You seem to believe the niceties of debate,rhetoric & peaceful protest will have an impact on these verminous criminals…forget it. Do you not see how they smirk and preen as they spew their lies to the public?
Do you not know of their Neo-Con ideology lifted straight from Paul Wolfwitz,Donald Rumsfeld & their gang from The University of Chicago?
If not,then you have NO idea of what we are up against,right here…right now. I appreciate your grief,but these ConDems are truly frightening.
Of the 100% of the cuts they have in store for us,only 7% have thus been implemented. What do you think the country will be like when they are done? I’m just glad I’ll be dead sooner,rather than later.

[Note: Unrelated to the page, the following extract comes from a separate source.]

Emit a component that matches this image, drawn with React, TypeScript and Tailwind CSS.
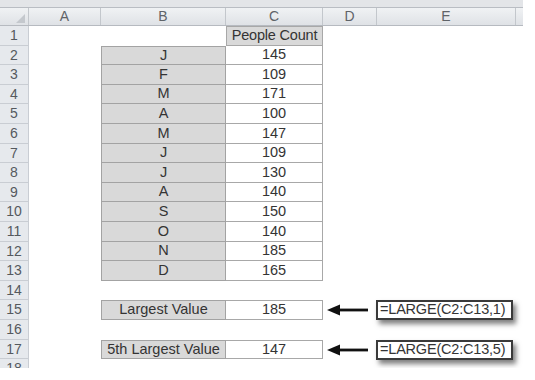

Financial Priviledge , this is a pitiful Parliamentary Procedure that entirely suits a CORRUPT GOVERNMENT.
Allowing things like this to happen without a strong fight back spells the DEATH TOLL for the House of Lords (maybe this is what the Tories want)
Perhaps that is what they will push for next ? Shut the Lords.
This Financial Priviledge is not the only underhand tool a corrupt government can use ,this Government will use them ALL to get their will passed.
Wake up The Lords and Labour, practices like this COULD LEAD TO THE APPEARANCE OF A BRITISH HITLER.
As for financial priviledge and the time limiting of ESA(C) ,where does the finacial priviledge lie.
ESA(C) is paid totally out of the National Insurance Fund ,this fund is currently £48 billion IN SURPLUS any savings will go into the fund increasing the surplus,THUS IT HAS NO BEARING ON THE BUDGETARY PLANS OF THE GOVERNMENT.
At least the requirement should be to show how the F.P affects things.
stan:
we ALREADY have our own British ‘Hitler’ : his name is Iain Duncan Smith.